When we look at the effects of the transfer of power through the un-Vaselined lens of anarchistic philosophy, we can see the following pattern clearly emerging. Let us analogize it – not unjustly – through the example of organized crime.
If Mafia Gang A attacks Mafia Gang B – while claiming eternal hatred for Mafia Gang B's evil practice of extortion – and then, as soon as it overthrows Mafia Gang B, immediately sets up its own more predatory extortion rackets, we can clearly understand that Mafia Gang A was motivated by jealousy of Mafia Gang B, not out of any fundamental dislike of their practices.
If we continue to believe the pious lies of statist propaganda, we will forever be drawn to drown ourselves in the mirage of a mythical past where people were "free." If we continue to believe that the "founding of the Republic" – really the overthrow of a relatively benign foreign gang by a vastly more rapacious domestic gang – was defined by the moral fairy tales designed to dull the scepticism of the average citizen, then we shall be forever drawn to repeat the mistakes of the past and waste our lives believing that a new criminal gang will somehow set us free.
If we believe that the Constitution was genuinely designed to limit the power of the state, then we will forever try to limit the power of the state by revising political documents or pursuing other kinds of political solutions.

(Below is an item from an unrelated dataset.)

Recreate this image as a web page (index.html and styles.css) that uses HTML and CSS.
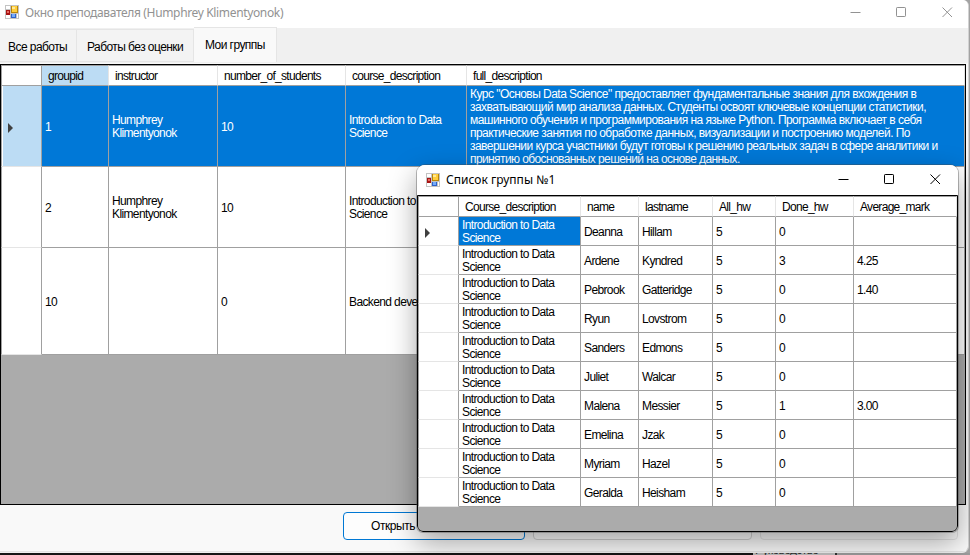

If we understand that political documents are in fact mere tools of hypocritical moral propaganda, we will be no more tempted to revise them then we would to fact-check back issues of "Pravda."
Unfortunately, as a population, we remain bamboozled by the pious sentiments of the power-hungry. We live free in a world of words, but lie chained in a prison of reality.
We can only achieve real liberty by refusing to sanctify criminals, and understanding the basic reality that the phrase "moral government" is as oxymoronic as the phrase "moral genocide."
The only path to a freer future is clarity about the tyrannies of the past.